STATED PROBLEM
Every line below is to be copied exactly, with the pictures left out.

>> Start COLLECTED MATERIAL

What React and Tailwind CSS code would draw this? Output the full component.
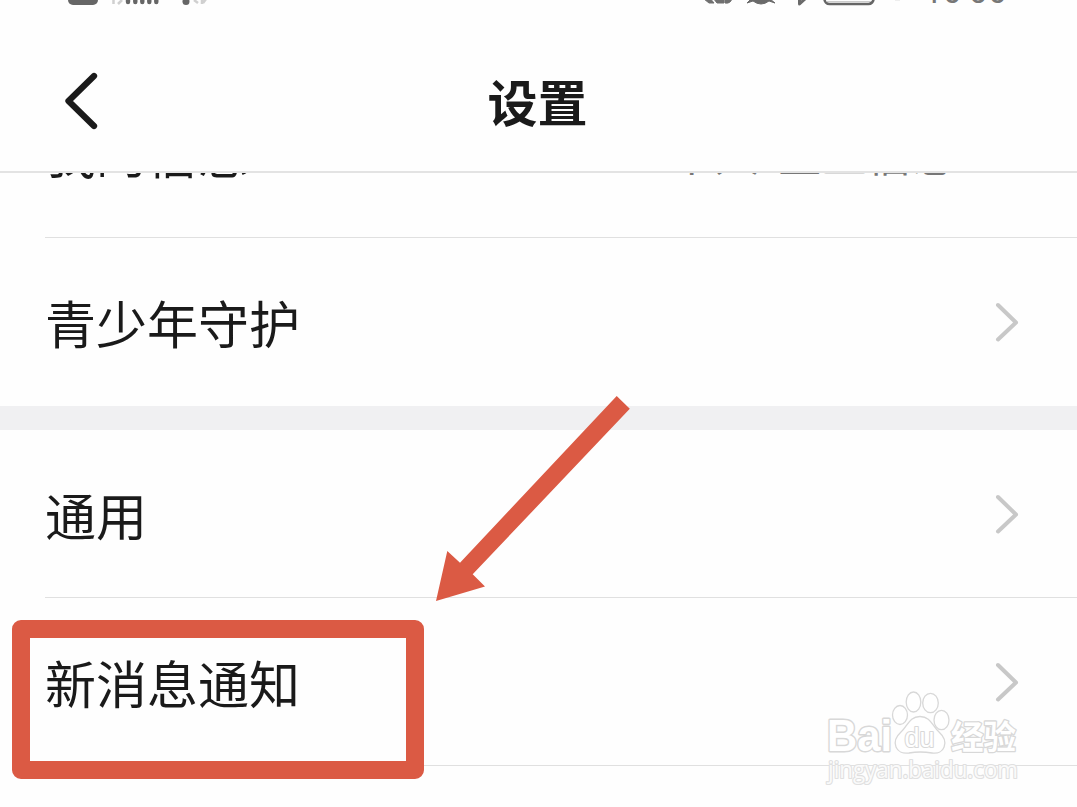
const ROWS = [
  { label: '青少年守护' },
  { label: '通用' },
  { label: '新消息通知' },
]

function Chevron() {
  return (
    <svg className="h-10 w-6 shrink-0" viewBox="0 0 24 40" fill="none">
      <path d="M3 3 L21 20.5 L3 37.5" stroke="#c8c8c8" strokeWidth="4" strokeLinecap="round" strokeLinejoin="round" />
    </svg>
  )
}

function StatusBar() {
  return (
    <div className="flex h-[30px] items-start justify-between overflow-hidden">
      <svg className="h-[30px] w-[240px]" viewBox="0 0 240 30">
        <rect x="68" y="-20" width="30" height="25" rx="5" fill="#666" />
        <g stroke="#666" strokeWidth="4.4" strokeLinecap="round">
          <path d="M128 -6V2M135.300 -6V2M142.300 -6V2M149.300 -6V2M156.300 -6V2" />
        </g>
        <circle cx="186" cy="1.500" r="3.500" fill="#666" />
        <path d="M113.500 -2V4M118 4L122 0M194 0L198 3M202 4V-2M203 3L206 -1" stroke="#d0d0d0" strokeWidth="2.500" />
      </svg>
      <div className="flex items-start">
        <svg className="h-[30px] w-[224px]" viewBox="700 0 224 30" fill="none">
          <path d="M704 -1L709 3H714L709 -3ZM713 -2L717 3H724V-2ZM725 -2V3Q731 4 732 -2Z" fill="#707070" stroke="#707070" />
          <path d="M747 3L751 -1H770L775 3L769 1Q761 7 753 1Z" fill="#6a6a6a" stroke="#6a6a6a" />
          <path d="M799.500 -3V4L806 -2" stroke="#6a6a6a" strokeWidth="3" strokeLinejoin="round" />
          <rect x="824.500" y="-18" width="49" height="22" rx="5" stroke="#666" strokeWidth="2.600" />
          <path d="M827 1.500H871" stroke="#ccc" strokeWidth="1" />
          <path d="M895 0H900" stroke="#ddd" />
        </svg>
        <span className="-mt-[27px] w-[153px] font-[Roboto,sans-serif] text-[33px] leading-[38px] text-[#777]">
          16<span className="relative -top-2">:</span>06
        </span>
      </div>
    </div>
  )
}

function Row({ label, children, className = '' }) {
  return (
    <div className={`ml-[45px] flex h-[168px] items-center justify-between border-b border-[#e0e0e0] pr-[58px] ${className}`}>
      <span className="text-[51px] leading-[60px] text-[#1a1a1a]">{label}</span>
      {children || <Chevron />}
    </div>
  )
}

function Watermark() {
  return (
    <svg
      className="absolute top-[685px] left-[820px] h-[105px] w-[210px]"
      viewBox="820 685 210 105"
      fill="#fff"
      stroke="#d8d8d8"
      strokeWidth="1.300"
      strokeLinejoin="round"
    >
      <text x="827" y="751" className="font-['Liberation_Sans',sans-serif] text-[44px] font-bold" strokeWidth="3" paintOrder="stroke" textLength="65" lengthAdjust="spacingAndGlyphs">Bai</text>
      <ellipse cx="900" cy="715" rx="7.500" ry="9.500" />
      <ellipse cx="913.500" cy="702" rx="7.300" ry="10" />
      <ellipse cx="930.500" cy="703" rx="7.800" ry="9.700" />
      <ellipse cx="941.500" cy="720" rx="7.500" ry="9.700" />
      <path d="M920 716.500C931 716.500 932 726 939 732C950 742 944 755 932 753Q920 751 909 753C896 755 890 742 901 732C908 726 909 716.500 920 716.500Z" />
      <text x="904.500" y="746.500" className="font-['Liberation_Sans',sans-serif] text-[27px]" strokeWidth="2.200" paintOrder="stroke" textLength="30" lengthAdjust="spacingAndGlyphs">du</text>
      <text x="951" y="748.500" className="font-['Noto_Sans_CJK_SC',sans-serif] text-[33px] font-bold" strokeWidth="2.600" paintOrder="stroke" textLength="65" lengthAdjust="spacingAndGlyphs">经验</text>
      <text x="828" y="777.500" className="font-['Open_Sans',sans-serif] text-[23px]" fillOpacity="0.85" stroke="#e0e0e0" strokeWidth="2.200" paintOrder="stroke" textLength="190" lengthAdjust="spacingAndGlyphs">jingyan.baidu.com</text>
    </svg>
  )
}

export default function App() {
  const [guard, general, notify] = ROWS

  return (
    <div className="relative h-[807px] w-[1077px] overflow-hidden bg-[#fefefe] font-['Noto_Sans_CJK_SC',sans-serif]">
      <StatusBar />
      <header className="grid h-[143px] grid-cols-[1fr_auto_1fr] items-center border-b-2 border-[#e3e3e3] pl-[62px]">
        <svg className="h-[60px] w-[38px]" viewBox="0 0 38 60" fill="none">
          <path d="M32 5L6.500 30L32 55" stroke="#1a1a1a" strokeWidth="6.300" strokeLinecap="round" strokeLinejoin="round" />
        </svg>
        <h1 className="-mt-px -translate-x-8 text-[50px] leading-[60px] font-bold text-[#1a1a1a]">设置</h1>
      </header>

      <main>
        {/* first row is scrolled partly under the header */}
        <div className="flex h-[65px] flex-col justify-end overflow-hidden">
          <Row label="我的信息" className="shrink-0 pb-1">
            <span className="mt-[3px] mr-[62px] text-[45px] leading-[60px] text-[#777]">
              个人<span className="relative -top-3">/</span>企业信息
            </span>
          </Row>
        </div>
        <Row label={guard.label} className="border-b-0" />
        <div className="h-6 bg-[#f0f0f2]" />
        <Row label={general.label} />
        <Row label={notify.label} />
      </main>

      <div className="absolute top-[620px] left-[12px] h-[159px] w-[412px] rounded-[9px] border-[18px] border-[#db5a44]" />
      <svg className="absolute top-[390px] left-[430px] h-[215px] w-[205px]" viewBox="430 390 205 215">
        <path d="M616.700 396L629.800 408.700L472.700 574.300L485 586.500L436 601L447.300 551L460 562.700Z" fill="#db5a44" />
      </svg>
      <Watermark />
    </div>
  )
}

>> End COLLECTED MATERIAL

THE COMPLETED TASK
What React and Tailwind CSS code would draw this? Output the full component.
const ROWS = [
  { label: '青少年守护' },
  { label: '通用' },
  { label: '新消息通知' },
]

function Chevron() {
  return (
    <svg className="h-10 w-6 shrink-0" viewBox="0 0 24 40" fill="none">
      <path d="M3 3 L21 20.5 L3 37.5" stroke="#c8c8c8" strokeWidth="4" strokeLinecap="round" strokeLinejoin="round" />
    </svg>
  )
}

function StatusBar() {
  return (
    <div className="flex h-[30px] items-start justify-between overflow-hidden">
      <svg className="h-[30px] w-[240px]" viewBox="0 0 240 30">
        <rect x="68" y="-20" width="30" height="25" rx="5" fill="#666" />
        <g stroke="#666" strokeWidth="4.4" strokeLinecap="round">
          <path d="M128 -6V2M135.300 -6V2M142.300 -6V2M149.300 -6V2M156.300 -6V2" />
        </g>
        <circle cx="186" cy="1.500" r="3.500" fill="#666" />
        <path d="M113.500 -2V4M118 4L122 0M194 0L198 3M202 4V-2M203 3L206 -1" stroke="#d0d0d0" strokeWidth="2.500" />
      </svg>
      <div className="flex items-start">
        <svg className="h-[30px] w-[224px]" viewBox="700 0 224 30" fill="none">
          <path d="M704 -1L709 3H714L709 -3ZM713 -2L717 3H724V-2ZM725 -2V3Q731 4 732 -2Z" fill="#707070" stroke="#707070" />
          <path d="M747 3L751 -1H770L775 3L769 1Q761 7 753 1Z" fill="#6a6a6a" stroke="#6a6a6a" />
          <path d="M799.500 -3V4L806 -2" stroke="#6a6a6a" strokeWidth="3" strokeLinejoin="round" />
          <rect x="824.500" y="-18" width="49" height="22" rx="5" stroke="#666" strokeWidth="2.600" />
          <path d="M827 1.500H871" stroke="#ccc" strokeWidth="1" />
          <path d="M895 0H900" stroke="#ddd" />
        </svg>
        <span className="-mt-[27px] w-[153px] font-[Roboto,sans-serif] text-[33px] leading-[38px] text-[#777]">
          16<span className="relative -top-2">:</span>06
        </span>
      </div>
    </div>
  )
}

function Row({ label, children, className = '' }) {
  return (
    <div className={`ml-[45px] flex h-[168px] items-center justify-between border-b border-[#e0e0e0] pr-[58px] ${className}`}>
      <span className="text-[51px] leading-[60px] text-[#1a1a1a]">{label}</span>
      {children || <Chevron />}
    </div>
  )
}

function Watermark() {
  return (
    <svg
      className="absolute top-[685px] left-[820px] h-[105px] w-[210px]"
      viewBox="820 685 210 105"
      fill="#fff"
      stroke="#d8d8d8"
      strokeWidth="1.300"
      strokeLinejoin="round"
    >
      <text x="827" y="751" className="font-['Liberation_Sans',sans-serif] text-[44px] font-bold" strokeWidth="3" paintOrder="stroke" textLength="65" lengthAdjust="spacingAndGlyphs">Bai</text>
      <ellipse cx="900" cy="715" rx="7.500" ry="9.500" />
      <ellipse cx="913.500" cy="702" rx="7.300" ry="10" />
      <ellipse cx="930.500" cy="703" rx="7.800" ry="9.700" />
      <ellipse cx="941.500" cy="720" rx="7.500" ry="9.700" />
      <path d="M920 716.500C931 716.500 932 726 939 732C950 742 944 755 932 753Q920 751 909 753C896 755 890 742 901 732C908 726 909 716.500 920 716.500Z" />
      <text x="904.500" y="746.500" className="font-['Liberation_Sans',sans-serif] text-[27px]" strokeWidth="2.200" paintOrder="stroke" textLength="30" lengthAdjust="spacingAndGlyphs">du</text>
      <text x="951" y="748.500" className="font-['Noto_Sans_CJK_SC',sans-serif] text-[33px] font-bold" strokeWidth="2.600" paintOrder="stroke" textLength="65" lengthAdjust="spacingAndGlyphs">经验</text>
      <text x="828" y="777.500" className="font-['Open_Sans',sans-serif] text-[23px]" fillOpacity="0.85" stroke="#e0e0e0" strokeWidth="2.200" paintOrder="stroke" textLength="190" lengthAdjust="spacingAndGlyphs">jingyan.baidu.com</text>
    </svg>
  )
}

export default function App() {
  const [guard, general, notify] = ROWS

  return (
    <div className="relative h-[807px] w-[1077px] overflow-hidden bg-[#fefefe] font-['Noto_Sans_CJK_SC',sans-serif]">
      <StatusBar />
      <header className="grid h-[143px] grid-cols-[1fr_auto_1fr] items-center border-b-2 border-[#e3e3e3] pl-[62px]">
        <svg className="h-[60px] w-[38px]" viewBox="0 0 38 60" fill="none">
          <path d="M32 5L6.500 30L32 55" stroke="#1a1a1a" strokeWidth="6.300" strokeLinecap="round" strokeLinejoin="round" />
        </svg>
        <h1 className="-mt-px -translate-x-8 text-[50px] leading-[60px] font-bold text-[#1a1a1a]">设置</h1>
      </header>

      <main>
        {/* first row is scrolled partly under the header */}
        <div className="flex h-[65px] flex-col justify-end overflow-hidden">
          <Row label="我的信息" className="shrink-0 pb-1">
            <span className="mt-[3px] mr-[62px] text-[45px] leading-[60px] text-[#777]">
              个人<span className="relative -top-3">/</span>企业信息
            </span>
          </Row>
        </div>
        <Row label={guard.label} className="border-b-0" />
        <div className="h-6 bg-[#f0f0f2]" />
        <Row label={general.label} />
        <Row label={notify.label} />
      </main>

      <div className="absolute top-[620px] left-[12px] h-[159px] w-[412px] rounded-[9px] border-[18px] border-[#db5a44]" />
      <svg className="absolute top-[390px] left-[430px] h-[215px] w-[205px]" viewBox="430 390 205 215">
        <path d="M616.700 396L629.800 408.700L472.700 574.300L485 586.500L436 601L447.300 551L460 562.700Z" fill="#db5a44" />
      </svg>
      <Watermark />
    </div>
  )
}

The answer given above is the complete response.